TASK DETAILS » Transcribe everything in the data word for word. Pictures are left out.

EXTRACTED RECORDS »
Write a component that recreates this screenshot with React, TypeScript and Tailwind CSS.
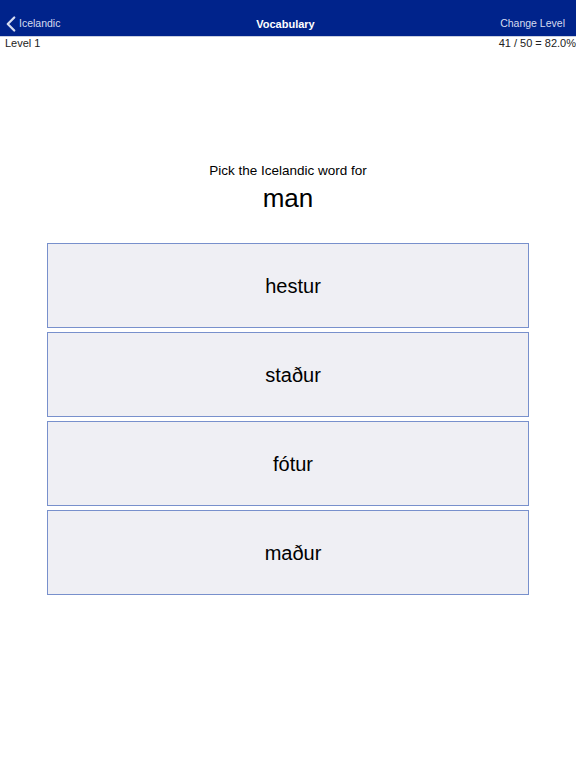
import { ChevronLeft } from 'lucide-react';

const choices = ['hestur', 'staður', 'fótur', 'maður'];

export default function App() {
  return (
    <div className="w-[576px] h-[768px] bg-white font-['Liberation_Sans',Arial,sans-serif] text-black">
      {/* Nav bar */}
      <div className="h-[37px] bg-[#00238b] border-b border-[#c9cfe0] flex items-end pb-[4px] px-[6px] text-white">
        <div className="flex-1 flex items-center text-[10.5px] text-[#d6dcf0]">
          <ChevronLeft className="w-[26px] h-[26px] -my-[8px] -ml-[8px]" strokeWidth={2.1} />
          <span className="-ml-[5px]">Icelandic</span>
        </div>
        <div className="flex-1 text-center text-[11px] font-bold">Vocabulary</div>
        <div className="flex-1 text-right text-[10.5px] text-[#d6dcf0] pr-[5px]">Change Level</div>
      </div>

      {/* Status row */}
      <div className="flex justify-between text-[11px] leading-[13px] text-[#222] pl-[5px]">
        <span>Level 1</span>
        <span>41 / 50 = 82.0%</span>
      </div>

      {/* Prompt */}
      <div className="mt-[112px] flex flex-col items-center">
        <div className="text-[13.5px] leading-[18px]">Pick the Icelandic word for</div>
        <div className="text-[26px] leading-[30px] mt-[3px]">man</div>
      </div>

      {/* Choices */}
      <div className="mt-[30px] mx-[47px] flex flex-col gap-[4px]">
        {choices.map((c) => (
          <button
            key={c}
            className="h-[85px] w-[482px] bg-[#efeff4] border border-[#7890cc] flex items-center justify-center pl-[10px] text-[20px]"
          >
            {c}
          </button>
        ))}
      </div>
    </div>
  );
}
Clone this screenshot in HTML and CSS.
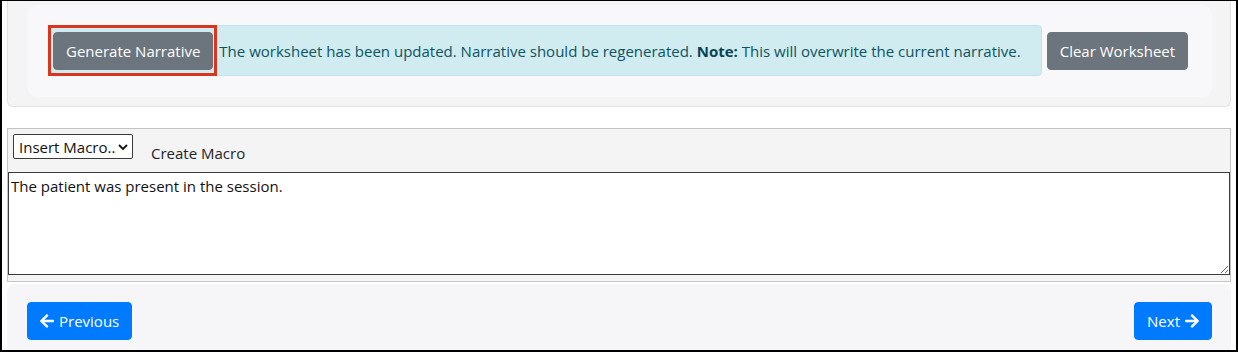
FILE: index.html
```html
<!DOCTYPE html>
<html lang="en">
<head>
    <meta charset="UTF-8">
    <meta name="viewport" content="width=device-width, initial-scale=1.0">
    <title>Session Narrative</title>

    <link rel="stylesheet" href="styles.css">

</head>

<body>

    <div class="frame">

        <div class="worksheet-card">
            <div class="worksheet-inner">
                <div class="alert-row">
                    <div class="alert-info">
                        <span class="highlight">
                            <button class="btn btn-secondary">Generate Narrative</button>
                        </span>
                        <span class="alert-text">The worksheet has been updated. Narrative should be regenerated. <strong>Note:</strong> This will overwrite the current narrative.</span>
                    </div>
                    <button class="btn btn-secondary">Clear Worksheet</button>
                </div>
            </div>
        </div>

        <div class="narrative-card">
            <div class="macro-bar">
                <select class="macro-select">
                    <option>Insert Macro..</option>
                </select>
                <svg class="chevron" viewBox="0 0 10 6" width="10" height="6">
                    <path d="M1 1 L5 5 L9 1" fill="none" stroke="#111" stroke-width="1.8"/>
                </svg>
                <span class="create-macro">Create Macro</span>
            </div>
            <textarea class="narrative">The patient was present in the session.</textarea>
        </div>

        <div class="nav-bar">
            <button class="btn btn-primary">
                <svg class="arrow" viewBox="0 0 448 512" width="14" height="16">
                    <path fill="#fff" d="M257.5 445.1l-22.2 22.2c-9.4 9.4-24.6 9.4-33.9 0L7 273c-9.4-9.4-9.4-24.6 0-33.9L201.4 44.7c9.4-9.4 24.6-9.4 33.9 0l22.2 22.2c9.5 9.5 9.3 25-.4 34.3L136.6 216H424c13.3 0 24 10.7 24 24v32c0 13.3-10.7 24-24 24H136.6l120.5 114.8c9.8 9.3 10 24.8.4 34.3z"/>
                </svg>
                Previous
            </button>
            <button class="btn btn-primary">
                Next
                <svg class="arrow" viewBox="0 0 448 512" width="14" height="16">
                    <path fill="#fff" d="M190.5 66.9l22.2-22.2c9.4-9.4 24.6-9.4 33.9 0L441 239c9.4 9.4 9.4 24.6 0 33.9L246.6 467.3c-9.4 9.4-24.6 9.4-33.9 0l-22.2-22.2c-9.5-9.5-9.3-25 .4-34.3L311.4 296H24c-13.3 0-24-10.7-24-24v-32c0-13.3 10.7-24 24-24h287.4L190.9 101.2c-9.8-9.3-10-24.8-.4-34.3z"/>
                </svg>
            </button>
        </div>

    </div>

</body>

</html>
```

FILE: styles.css
```css
*, html {
    box-sizing: border-box;
    margin: 0;
    padding: 0;
}

body {
    background: #fff;
    font-family: "Open Sans", "Noto Sans", sans-serif;
    font-size: 15px;
    color: #212529;
}

.frame {
    width: 1238px;
    height: 352px;
    border: 2px solid #000;
    border-top-width: 1px;
    padding: 0 5px;
    display: flex;
    flex-direction: column;
}

/* top worksheet panel */
.worksheet-card {
    background: #f4f4f5;
    border: 1px solid #e3e3e5;
    border-top: none;
    border-radius: 0 0 6px 6px;
    padding: 4px 18px 9px 19px;
}

.worksheet-inner {
    background: #f8f8fa;
    border-radius: 10px;
    padding: 20px 21px 21px;
}

.alert-row {
    display: flex;
    align-items: center;
    gap: 5px;
}

.alert-info {
    display: flex;
    align-items: center;
    background: #d1ecf1;
    border: 1px solid #bee5eb;
    border-radius: 4px;
    color: #0c5460;
    padding-right: 20px;
}

.alert-info strong {
    color: #0a4551;
}

.highlight {
    display: block;
    border: 3px solid #d8361f;
    margin: -1px 0 -1px -1px;
    padding: 4px 1px 3px 2px;
}

.alert-text {
    margin-left: 2px;
    line-height: 24px;
}

.btn {
    display: inline-flex;
    align-items: center;
    font-family: inherit;
    font-size: 15px;
    line-height: 24px;
    padding: 6px 12px;
    border: 1px solid transparent;
    border-radius: 4px;
    color: #fff;
    cursor: pointer;
}

.btn-secondary {
    background: #6c757d;
    border-color: #6c757d;
}

.btn-primary {
    background: #007bff;
    border-color: #007bff;
    gap: 5px;
}

/* narrative editor */
.narrative-card {
    margin-top: 21px;
    background: #f4f4f4;
    border: 1px solid #c4c4c4;
    padding-bottom: 6px;
}

.macro-bar {
    display: flex;
    align-items: flex-start;
    height: 43px;
    padding: 5px 5px 0;
}

.macro-select {
    appearance: none;
    -webkit-appearance: none;
    width: 120px;
    height: 25px;
    border: 1px solid #3a3a3a;
    border-radius: 2px;
    background: #fff;
    font-family: inherit;
    font-size: 15px;
    color: #111;
    padding: 0 13px 0 5px;
}

.chevron {
    margin: 10px 0 0 -15px;
    pointer-events: none;
}

.create-macro {
    margin: 9px 0 0 23px;
    line-height: 20px;
}

.narrative {
    display: block;
    width: 100%;
    height: 103px;
    border: 1px solid #3c3c3c;
    background: #fff;
    font-family: inherit;
    font-size: 15px;
    line-height: 20px;
    color: #111;
    padding: 3px 2px;
}

/* bottom navigation */
.nav-bar {
    flex: 1;
    margin-top: 2px;
    background: #f6f6f8;
    border-radius: 8px 8px 0 0;
    padding: 18px 19px 0 20px;
    display: flex;
    justify-content: space-between;
    align-items: flex-start;
}
```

TASK OUTPUT »
Write a component that recreates this screenshot with React, TypeScript and Tailwind CSS.
import { ChevronLeft } from 'lucide-react';

const choices = ['hestur', 'staður', 'fótur', 'maður'];

export default function App() {
  return (
    <div className="w-[576px] h-[768px] bg-white font-['Liberation_Sans',Arial,sans-serif] text-black">
      {/* Nav bar */}
      <div className="h-[37px] bg-[#00238b] border-b border-[#c9cfe0] flex items-end pb-[4px] px-[6px] text-white">
        <div className="flex-1 flex items-center text-[10.5px] text-[#d6dcf0]">
          <ChevronLeft className="w-[26px] h-[26px] -my-[8px] -ml-[8px]" strokeWidth={2.1} />
          <span className="-ml-[5px]">Icelandic</span>
        </div>
        <div className="flex-1 text-center text-[11px] font-bold">Vocabulary</div>
        <div className="flex-1 text-right text-[10.5px] text-[#d6dcf0] pr-[5px]">Change Level</div>
      </div>

      {/* Status row */}
      <div className="flex justify-between text-[11px] leading-[13px] text-[#222] pl-[5px]">
        <span>Level 1</span>
        <span>41 / 50 = 82.0%</span>
      </div>

      {/* Prompt */}
      <div className="mt-[112px] flex flex-col items-center">
        <div className="text-[13.5px] leading-[18px]">Pick the Icelandic word for</div>
        <div className="text-[26px] leading-[30px] mt-[3px]">man</div>
      </div>

      {/* Choices */}
      <div className="mt-[30px] mx-[47px] flex flex-col gap-[4px]">
        {choices.map((c) => (
          <button
            key={c}
            className="h-[85px] w-[482px] bg-[#efeff4] border border-[#7890cc] flex items-center justify-center pl-[10px] text-[20px]"
          >
            {c}
          </button>
        ))}
      </div>
    </div>
  );
}
Clone this screenshot in HTML and CSS.
FILE: index.html
```html
<!DOCTYPE html>
<html lang="en">
<head>
    <meta charset="UTF-8">
    <meta name="viewport" content="width=device-width, initial-scale=1.0">
    <title>Session Narrative</title>

    <link rel="stylesheet" href="styles.css">

</head>

<body>

    <div class="frame">

        <div class="worksheet-card">
            <div class="worksheet-inner">
                <div class="alert-row">
                    <div class="alert-info">
                        <span class="highlight">
                            <button class="btn btn-secondary">Generate Narrative</button>
                        </span>
                        <span class="alert-text">The worksheet has been updated. Narrative should be regenerated. <strong>Note:</strong> This will overwrite the current narrative.</span>
                    </div>
                    <button class="btn btn-secondary">Clear Worksheet</button>
                </div>
            </div>
        </div>

        <div class="narrative-card">
            <div class="macro-bar">
                <select class="macro-select">
                    <option>Insert Macro..</option>
                </select>
                <svg class="chevron" viewBox="0 0 10 6" width="10" height="6">
                    <path d="M1 1 L5 5 L9 1" fill="none" stroke="#111" stroke-width="1.8"/>
                </svg>
                <span class="create-macro">Create Macro</span>
            </div>
            <textarea class="narrative">The patient was present in the session.</textarea>
        </div>

        <div class="nav-bar">
            <button class="btn btn-primary">
                <svg class="arrow" viewBox="0 0 448 512" width="14" height="16">
                    <path fill="#fff" d="M257.5 445.1l-22.2 22.2c-9.4 9.4-24.6 9.4-33.9 0L7 273c-9.4-9.4-9.4-24.6 0-33.9L201.4 44.7c9.4-9.4 24.6-9.4 33.9 0l22.2 22.2c9.5 9.5 9.3 25-.4 34.3L136.6 216H424c13.3 0 24 10.7 24 24v32c0 13.3-10.7 24-24 24H136.6l120.5 114.8c9.8 9.3 10 24.8.4 34.3z"/>
                </svg>
                Previous
            </button>
            <button class="btn btn-primary">
                Next
                <svg class="arrow" viewBox="0 0 448 512" width="14" height="16">
                    <path fill="#fff" d="M190.5 66.9l22.2-22.2c9.4-9.4 24.6-9.4 33.9 0L441 239c9.4 9.4 9.4 24.6 0 33.9L246.6 467.3c-9.4 9.4-24.6 9.4-33.9 0l-22.2-22.2c-9.5-9.5-9.3-25 .4-34.3L311.4 296H24c-13.3 0-24-10.7-24-24v-32c0-13.3 10.7-24 24-24h287.4L190.9 101.2c-9.8-9.3-10-24.8-.4-34.3z"/>
                </svg>
            </button>
        </div>

    </div>

</body>

</html>
```

FILE: styles.css
```css
*, html {
    box-sizing: border-box;
    margin: 0;
    padding: 0;
}

body {
    background: #fff;
    font-family: "Open Sans", "Noto Sans", sans-serif;
    font-size: 15px;
    color: #212529;
}

.frame {
    width: 1238px;
    height: 352px;
    border: 2px solid #000;
    border-top-width: 1px;
    padding: 0 5px;
    display: flex;
    flex-direction: column;
}

/* top worksheet panel */
.worksheet-card {
    background: #f4f4f5;
    border: 1px solid #e3e3e5;
    border-top: none;
    border-radius: 0 0 6px 6px;
    padding: 4px 18px 9px 19px;
}

.worksheet-inner {
    background: #f8f8fa;
    border-radius: 10px;
    padding: 20px 21px 21px;
}

.alert-row {
    display: flex;
    align-items: center;
    gap: 5px;
}

.alert-info {
    display: flex;
    align-items: center;
    background: #d1ecf1;
    border: 1px solid #bee5eb;
    border-radius: 4px;
    color: #0c5460;
    padding-right: 20px;
}

.alert-info strong {
    color: #0a4551;
}

.highlight {
    display: block;
    border: 3px solid #d8361f;
    margin: -1px 0 -1px -1px;
    padding: 4px 1px 3px 2px;
}

.alert-text {
    margin-left: 2px;
    line-height: 24px;
}

.btn {
    display: inline-flex;
    align-items: center;
    font-family: inherit;
    font-size: 15px;
    line-height: 24px;
    padding: 6px 12px;
    border: 1px solid transparent;
    border-radius: 4px;
    color: #fff;
    cursor: pointer;
}

.btn-secondary {
    background: #6c757d;
    border-color: #6c757d;
}

.btn-primary {
    background: #007bff;
    border-color: #007bff;
    gap: 5px;
}

/* narrative editor */
.narrative-card {
    margin-top: 21px;
    background: #f4f4f4;
    border: 1px solid #c4c4c4;
    padding-bottom: 6px;
}

.macro-bar {
    display: flex;
    align-items: flex-start;
    height: 43px;
    padding: 5px 5px 0;
}

.macro-select {
    appearance: none;
    -webkit-appearance: none;
    width: 120px;
    height: 25px;
    border: 1px solid #3a3a3a;
    border-radius: 2px;
    background: #fff;
    font-family: inherit;
    font-size: 15px;
    color: #111;
    padding: 0 13px 0 5px;
}

.chevron {
    margin: 10px 0 0 -15px;
    pointer-events: none;
}

.create-macro {
    margin: 9px 0 0 23px;
    line-height: 20px;
}

.narrative {
    display: block;
    width: 100%;
    height: 103px;
    border: 1px solid #3c3c3c;
    background: #fff;
    font-family: inherit;
    font-size: 15px;
    line-height: 20px;
    color: #111;
    padding: 3px 2px;
}

/* bottom navigation */
.nav-bar {
    flex: 1;
    margin-top: 2px;
    background: #f6f6f8;
    border-radius: 8px 8px 0 0;
    padding: 18px 19px 0 20px;
    display: flex;
    justify-content: space-between;
    align-items: flex-start;
}
```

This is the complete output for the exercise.